A Efeso il premio per i chip del futuro

Tecnologie dell’informazione e dei nuovi media: questo il settore di attività della startup lombarda, il cui obiettivo è portare sul mercato dispositivi elettronici a bassissimo consumo energetico per un mondo più verde. Lo scenario nel quale Efeso vuole portare innovazione “deep tech” è proiettato al 2050, quando le tecnologie Ict consumeranno oltre il 50% dell’energia globale rispetto a una tendenza considerata sin d’ora insostenibile. La crescente domanda di potenza di calcolo richiede infatti sempre più transistor, ma il processo di miniaturizzazione sta raggiungendo i suoi limiti fisici, creando sfide assai complesse per lo sviluppo dei semiconduttori del futuro. I grandi player del settore sono quindi in cerca di soluzioni per integrare memoria e Cpu e in tal senso, come spiega il Ceo Federico Fagiani, “il progetto Efeso sfrutta un materiale innovativo che unisce proprietà fisiche uniche in un solo semiconduttore e propone una nuova generazione di device ultra-efficienti dal punto di vista energetico, andando oltre il paradigma dei transistor attuali.” Il singolo materiale utilizzato, come spiegano i diretti interessati, è compatibile con la tecnologia al silicio così da non stravolgere le linee produttive delle grandi industrie, realizzando al contempo chip più piccoli ed efficienti per affrontare i consumi non più sostenibili delle tecnologie digitali odierne.
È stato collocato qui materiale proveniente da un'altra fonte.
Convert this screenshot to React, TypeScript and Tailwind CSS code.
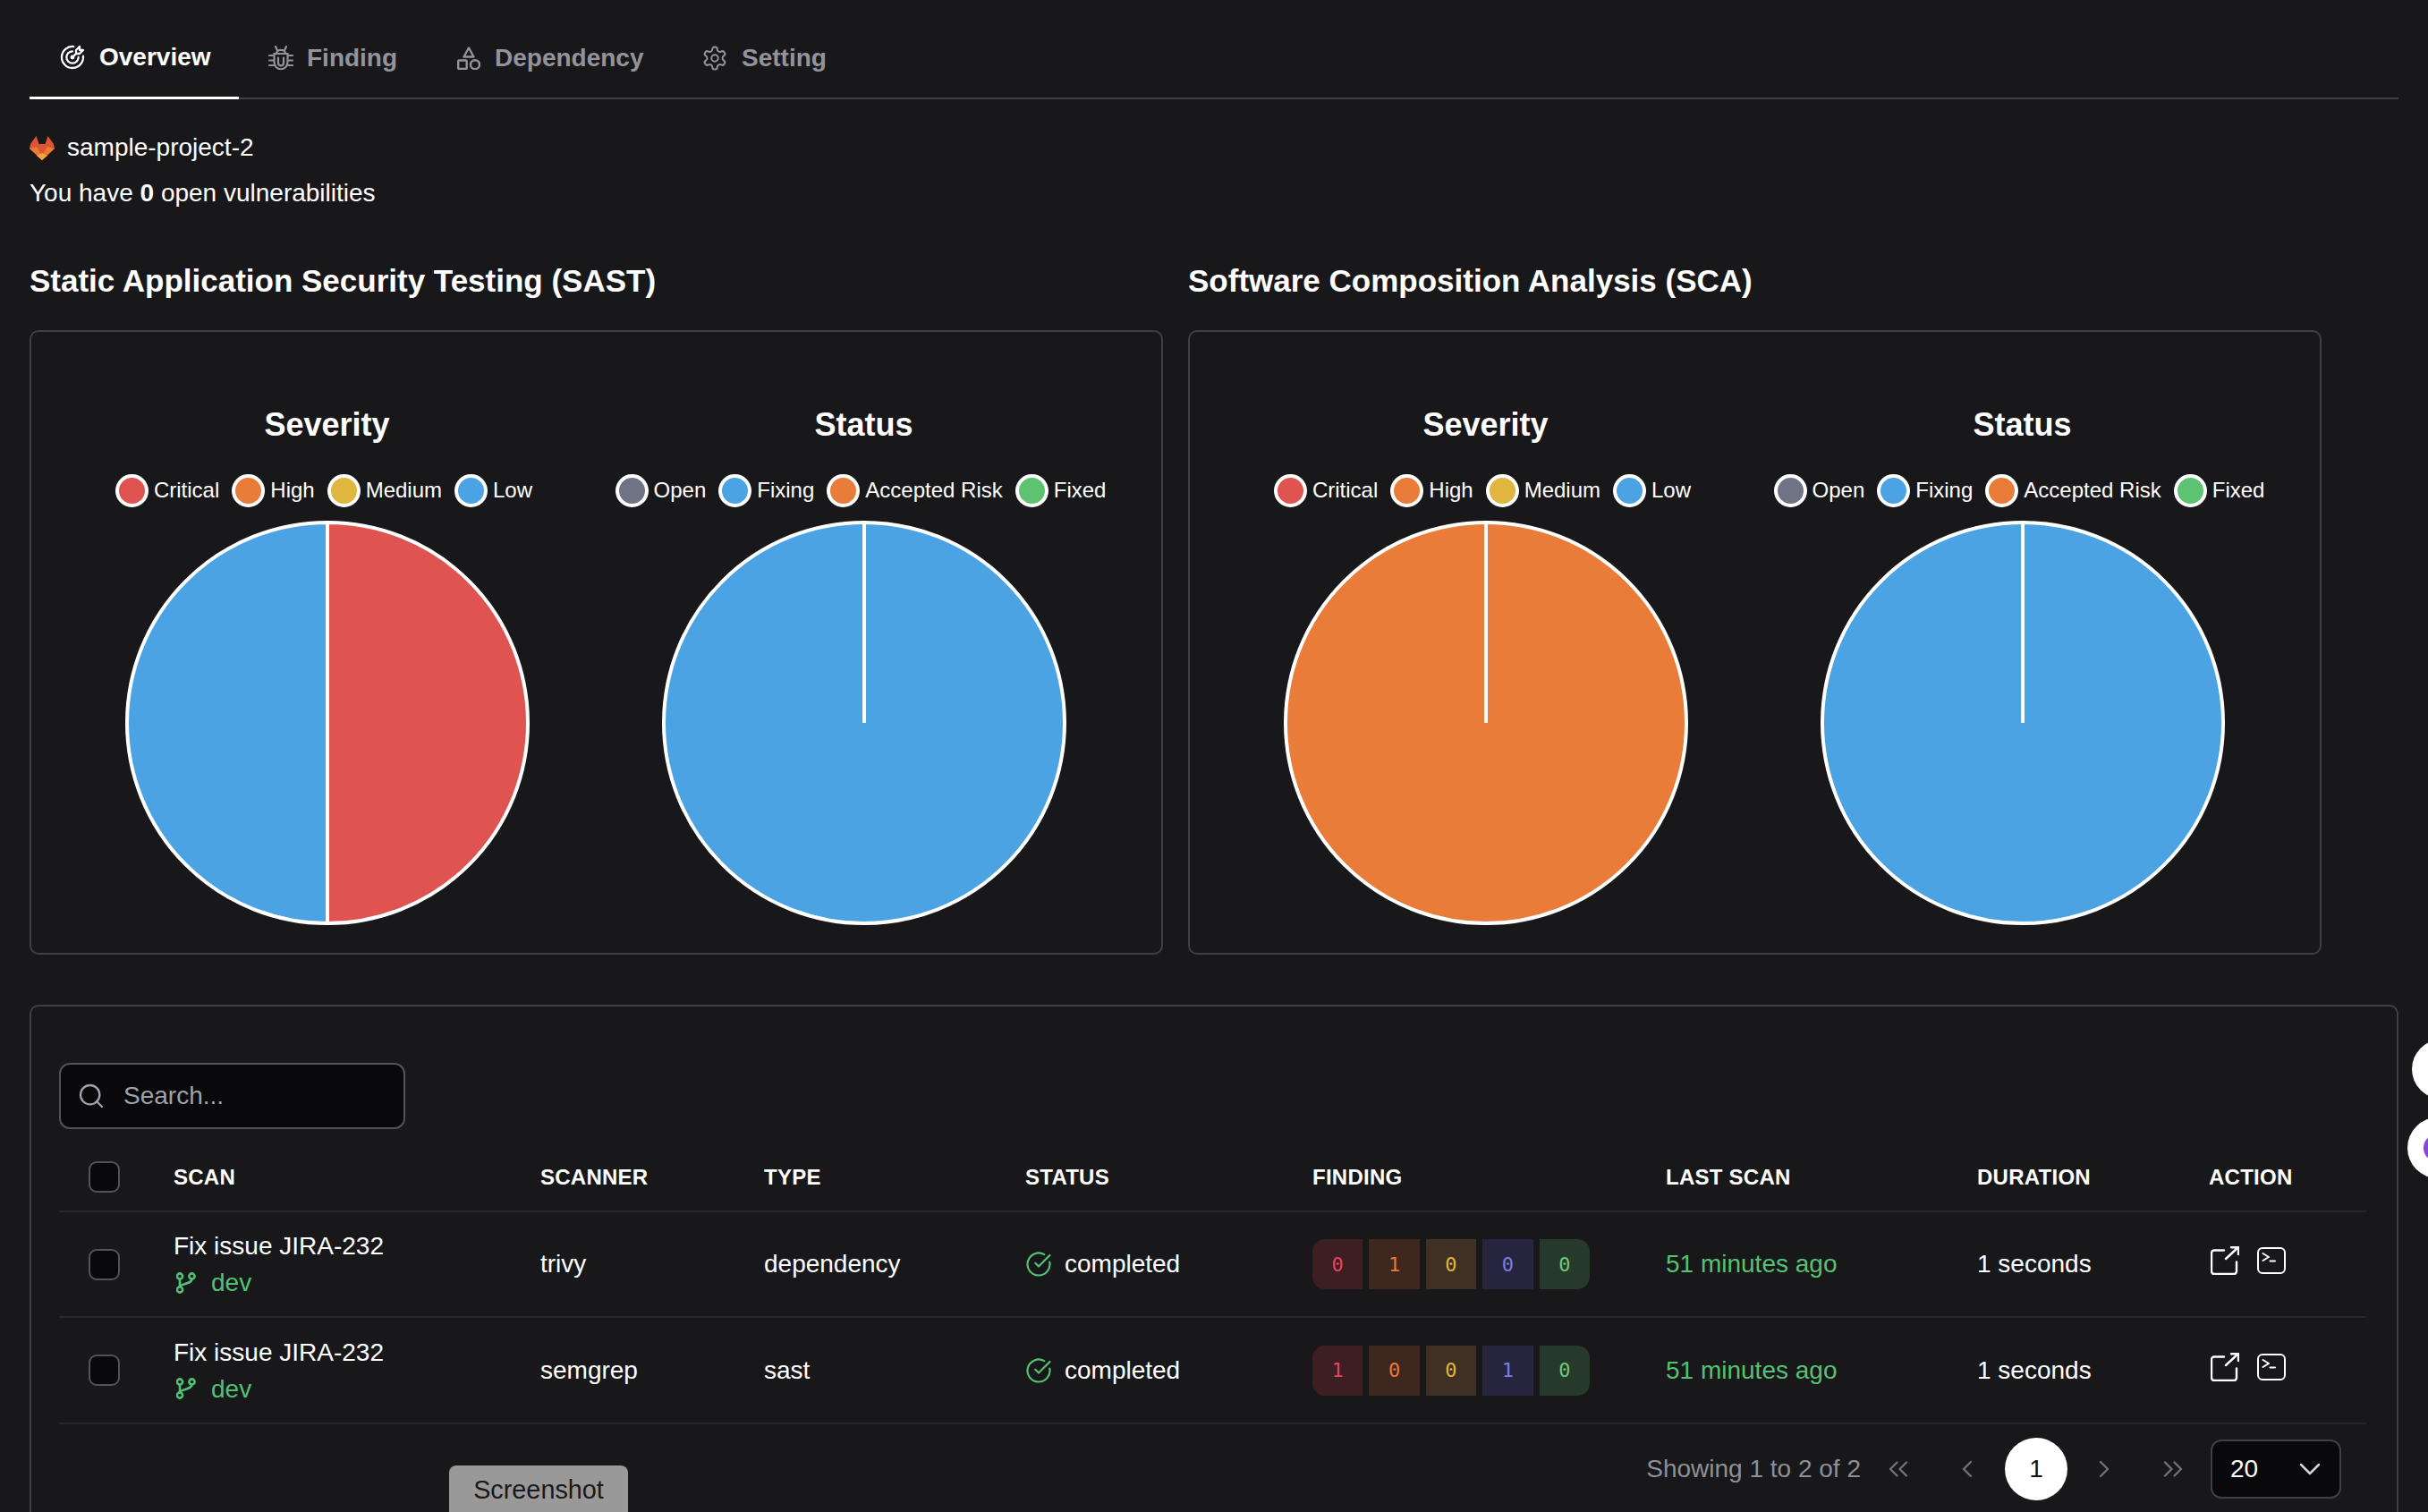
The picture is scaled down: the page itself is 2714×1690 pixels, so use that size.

I robot retrattili di Deplotic per rendere più efficienti i satelliti

Una tecnologia che rivoluziona la manutenzione satellitare in orbita con manipolatori robotici retrattili e proietta le missioni spaziali in una sfera di maggiore sostenibilità ed efficienza. Questo, in estrema sintesi, il motivo che ha permesso a Deplotic di aggiudicarsi il Premio nella categoria Industrial e che trova nello sviluppo di IDRA, un braccio robotico dispiegabile che permette ai satelliti di medie-grandi dimensioni di effettuare operazioni di auto-manutenzione direttamente in orbita, e di rispondere alla crescente esigenza di estendere la vita operativa dei satelliti stessi, in tempi brevi e senza onerosi interventi esterni. IDRA, spiegano i suoi creatori, sfrutta materiali avanzati come il Kevlar e il Vectran, noti per la resistenza a temperature estreme e per le ottime prestazioni meccaniche, ed è composto da link gonfiabili che si comprimono durante il lancio, ottimizzando lo spazio a bordo, per poi dispiegarsi una volta in orbita, offrendo un’ampia area di lavoro. “Questo manipolatore robotico – ha precisato in proposito il Ceo della startup, Pierpaolo Palmieri – è in grado di ispezionare, manutenere e riparare diverse componenti fornendo così un notevole contributo alla riduzione di costi e l’impatto ambientale delle operazioni spaziali”. L’obiettivo di Deplotic è di inserirsi in un mercato strategico e in rapida crescita quale quello dell’On-Orbit Servicing, un settore che punta a migliorare la sostenibilità dei sistemi spaziali, affrontando al contempo la crescente domanda di servizi satellitari innovativi.